TASK STATEMENT – Would you write out the listing verbatim and skip every picture in it?

+-------+

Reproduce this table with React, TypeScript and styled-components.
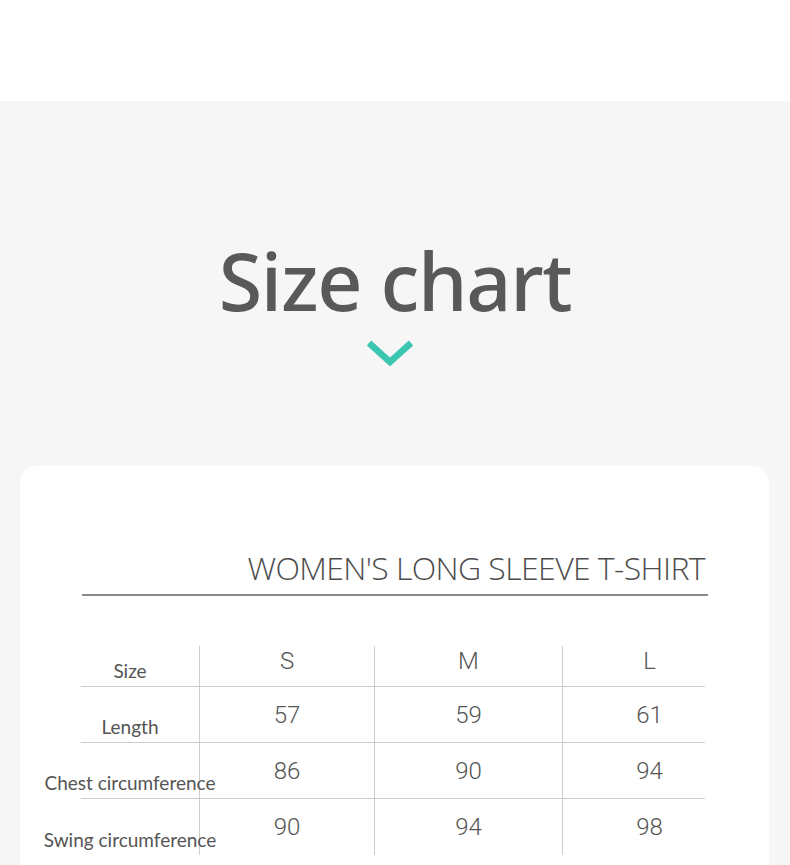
import React from "react";
import styled, { createGlobalStyle } from "styled-components";

const GlobalStyle = createGlobalStyle`
  html, body {
    margin: 0;
    padding: 0;
    background: #f6f6f6;
  }
  body {
    font-family: "Noto Sans", "Open Sans", sans-serif;
    color: #555;
  }
`;

const Page = styled.div`
  min-height: 865px;
  display: flex;
  flex-direction: column;
  overflow: hidden;
`;

const TopBand = styled.div`
  height: 101px;
  background: #ffffff;
`;

const Hero = styled.section`
  display: flex;
  flex-direction: column;
  align-items: center;
  padding-top: 140px;
  height: 225px;
`;

const Title = styled.h1`
  margin: 0;
  font-family: "Noto Sans", sans-serif;
  font-weight: 500;
  font-size: 79px;
  line-height: 1;
  color: #595959;
  letter-spacing: -1.3px;
`;

const Chevron = styled.svg`
  margin: 17px 10px 0 0;
  width: 48px;
  height: 29px;
`;

const Card = styled.section`
  margin: 0 21px 0 20px;
  background: #ffffff;
  border-radius: 16px 16px 0 0;
  padding: 86px 61px 60px 62px;
  min-height: 420px;
`;

const HeadingRow = styled.div`
  display: flex;
  justify-content: flex-end;
  padding-right: 3px;
  padding-bottom: 10px;
  border-bottom: 2px solid #8a8a8a;
`;

const Heading = styled.h2`
  margin: 0;
  font-family: "Open Sans", "Noto Sans", sans-serif;
  font-weight: 350;
  font-stretch: 89%;
  font-size: 32px;
  line-height: 1;
  color: #4d4d4d;
  letter-spacing: -0.6px;
`;

const Table = styled.div`
  margin-top: 50px;
  margin-left: -1px;
  width: 624px;
  display: flex;
  flex-direction: column;
`;

const Row = styled.div<{ $header?: boolean; $last?: boolean }>`
  box-sizing: border-box;
  display: grid;
  grid-template-columns: 118px 175px 188px 143px;
  height: ${(p) => (p.$header ? 41 : 56)}px;
  border-bottom: ${(p) => (p.$last ? "none" : "1px solid #cdcdcd")};
`;

const LabelCell = styled.div`
  display: flex;
  align-items: flex-end;
  justify-content: center;
  padding: 0 20px 6px 0;
  font-family: Lato, "Noto Sans", sans-serif;
  font-size: 19px;
  line-height: 1;
  color: #555;
  white-space: nowrap;
  min-width: 0;
  position: relative;
  z-index: 1;
`;

const ValueCell = styled.div<{ $header?: boolean; $shift?: number }>`
  display: flex;
  align-items: center;
  justify-content: center;
  border-left: 1px solid #cdcdcd;
  padding-bottom: ${(p) => (p.$header ? 10 : 0)}px;
  padding-left: ${(p) => p.$shift ?? 0}px;
  font-family: Roboto, "Liberation Sans", sans-serif;
  font-weight: 300;
  font-size: 24px;
  line-height: 1;
  color: #555;
`;

const sizes = ["S", "M", "L"];
const rows: { label: string; values: string[] }[] = [
  { label: "Length", values: ["57", "59", "61"] },
  { label: "Chest circumference", values: ["86", "90", "94"] },
  { label: "Swing circumference", values: ["90", "94", "98"] },
];

export default function App() {
  return (
    <>
      <GlobalStyle />
      <Page>
        <TopBand />
        <Hero>
          <Title>Size chart</Title>
          <Chevron viewBox="0 0 48 29" aria-hidden>
            <path
              d="M3 6 L24 25 L45 6"
              fill="none"
              stroke="#3cc6b2"
              strokeWidth="6.5"
              strokeLinejoin="miter"
            />
          </Chevron>
        </Hero>
        <Card>
          <HeadingRow>
            <Heading>WOMEN'S LONG SLEEVE T-SHIRT</Heading>
          </HeadingRow>
          <Table>
            <Row $header>
              <LabelCell>Size</LabelCell>
              {sizes.map((s, i) => (
                <ValueCell key={s} $header $shift={i === 2 ? 31 : 0}>
                  {s}
                </ValueCell>
              ))}
            </Row>
            {rows.map((r, ri) => (
              <Row key={r.label} $last={ri === rows.length - 1}>
                <LabelCell>{r.label}</LabelCell>
                {r.values.map((v, i) => (
                  <ValueCell key={i} $shift={i === 2 ? 31 : 0}>
                    {v}
                  </ValueCell>
                ))}
              </Row>
            ))}
          </Table>
        </Card>
      </Page>
    </>
  );
}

+-------+

ANSWER TO THE PROBLEM –
Reproduce this table with React, TypeScript and styled-components.
import React from "react";
import styled, { createGlobalStyle } from "styled-components";

const GlobalStyle = createGlobalStyle`
  html, body {
    margin: 0;
    padding: 0;
    background: #f6f6f6;
  }
  body {
    font-family: "Noto Sans", "Open Sans", sans-serif;
    color: #555;
  }
`;

const Page = styled.div`
  min-height: 865px;
  display: flex;
  flex-direction: column;
  overflow: hidden;
`;

const TopBand = styled.div`
  height: 101px;
  background: #ffffff;
`;

const Hero = styled.section`
  display: flex;
  flex-direction: column;
  align-items: center;
  padding-top: 140px;
  height: 225px;
`;

const Title = styled.h1`
  margin: 0;
  font-family: "Noto Sans", sans-serif;
  font-weight: 500;
  font-size: 79px;
  line-height: 1;
  color: #595959;
  letter-spacing: -1.3px;
`;

const Chevron = styled.svg`
  margin: 17px 10px 0 0;
  width: 48px;
  height: 29px;
`;

const Card = styled.section`
  margin: 0 21px 0 20px;
  background: #ffffff;
  border-radius: 16px 16px 0 0;
  padding: 86px 61px 60px 62px;
  min-height: 420px;
`;

const HeadingRow = styled.div`
  display: flex;
  justify-content: flex-end;
  padding-right: 3px;
  padding-bottom: 10px;
  border-bottom: 2px solid #8a8a8a;
`;

const Heading = styled.h2`
  margin: 0;
  font-family: "Open Sans", "Noto Sans", sans-serif;
  font-weight: 350;
  font-stretch: 89%;
  font-size: 32px;
  line-height: 1;
  color: #4d4d4d;
  letter-spacing: -0.6px;
`;

const Table = styled.div`
  margin-top: 50px;
  margin-left: -1px;
  width: 624px;
  display: flex;
  flex-direction: column;
`;

const Row = styled.div<{ $header?: boolean; $last?: boolean }>`
  box-sizing: border-box;
  display: grid;
  grid-template-columns: 118px 175px 188px 143px;
  height: ${(p) => (p.$header ? 41 : 56)}px;
  border-bottom: ${(p) => (p.$last ? "none" : "1px solid #cdcdcd")};
`;

const LabelCell = styled.div`
  display: flex;
  align-items: flex-end;
  justify-content: center;
  padding: 0 20px 6px 0;
  font-family: Lato, "Noto Sans", sans-serif;
  font-size: 19px;
  line-height: 1;
  color: #555;
  white-space: nowrap;
  min-width: 0;
  position: relative;
  z-index: 1;
`;

const ValueCell = styled.div<{ $header?: boolean; $shift?: number }>`
  display: flex;
  align-items: center;
  justify-content: center;
  border-left: 1px solid #cdcdcd;
  padding-bottom: ${(p) => (p.$header ? 10 : 0)}px;
  padding-left: ${(p) => p.$shift ?? 0}px;
  font-family: Roboto, "Liberation Sans", sans-serif;
  font-weight: 300;
  font-size: 24px;
  line-height: 1;
  color: #555;
`;

const sizes = ["S", "M", "L"];
const rows: { label: string; values: string[] }[] = [
  { label: "Length", values: ["57", "59", "61"] },
  { label: "Chest circumference", values: ["86", "90", "94"] },
  { label: "Swing circumference", values: ["90", "94", "98"] },
];

export default function App() {
  return (
    <>
      <GlobalStyle />
      <Page>
        <TopBand />
        <Hero>
          <Title>Size chart</Title>
          <Chevron viewBox="0 0 48 29" aria-hidden>
            <path
              d="M3 6 L24 25 L45 6"
              fill="none"
              stroke="#3cc6b2"
              strokeWidth="6.5"
              strokeLinejoin="miter"
            />
          </Chevron>
        </Hero>
        <Card>
          <HeadingRow>
            <Heading>WOMEN'S LONG SLEEVE T-SHIRT</Heading>
          </HeadingRow>
          <Table>
            <Row $header>
              <LabelCell>Size</LabelCell>
              {sizes.map((s, i) => (
                <ValueCell key={s} $header $shift={i === 2 ? 31 : 0}>
                  {s}
                </ValueCell>
              ))}
            </Row>
            {rows.map((r, ri) => (
              <Row key={r.label} $last={ri === rows.length - 1}>
                <LabelCell>{r.label}</LabelCell>
                {r.values.map((v, i) => (
                  <ValueCell key={i} $shift={i === 2 ? 31 : 0}>
                    {v}
                  </ValueCell>
                ))}
              </Row>
            ))}
          </Table>
        </Card>
      </Page>
    </>
  );
}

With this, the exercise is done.